Sooner or later, any writer attempting to tell the story of the Central Valley must account for the gravity of its landscape. I’ve spent half my days second-guessing the brushstrokes I’ve used to show this place to the outsider who has only my words as eyes, or to the native whose eyes have failed him. My own eyes still play tricks on me.
I recall a time in the early 1970s when my father grew disillusioned with suburbia. He turned his bar into a nightclub and brought in Chuck Berry and other big acts from the city. Early one morning, I was awakened by the sound of shovels and hoes working the soil outside my bedroom window. If my father couldn’t return to the farm, he was determined to bring a little farm to North Lafayette Street. He and Grandpa had trucked in dirt from the river and cleared a quarter of the back yard. The three of us spent the day planting tomatoes, peppers, eggplants, cucumbers, watermelons, cantaloupes and squash.
Maybe because the soil was virgin or maybe because I followed so intently my Grandpa’s instructions—‘‘Irrigation is art. Not so much, not so little’’—but you should have seen that garden. From July to December, I picked baskets of red and green and purple vegetables and washed and polished each one. Grandpa said he had never seen such a bounty. Next year would be even better, he promised. Then the first frost came and the green leaves withered and my father went to work one Sunday night and was shot and killed by two men. The police called it a hit but the men were never identified, and the murder was never solved. I left Fresno for the big city.

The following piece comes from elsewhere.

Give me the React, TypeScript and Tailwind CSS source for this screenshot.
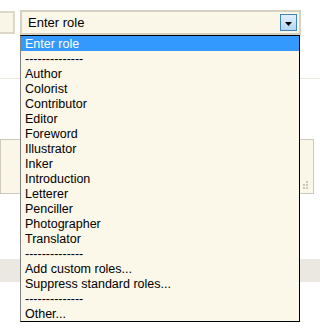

A decade ago, I returned with my family and moved into a house not far from the old house and planted a garden with the hoe my grandfather had left me. The town has changed, and the fig orchards where I rode my mini bike and gigged frogs are now housing tracts and strip malls. As another orchard gets plowed under, I plant another apricot or persimmon tree or take out another strip of grass to add one more row of vegetables. My garden is now ample and year-round, and the dirt under my nails is honest farm dirt. The country is right outside my window.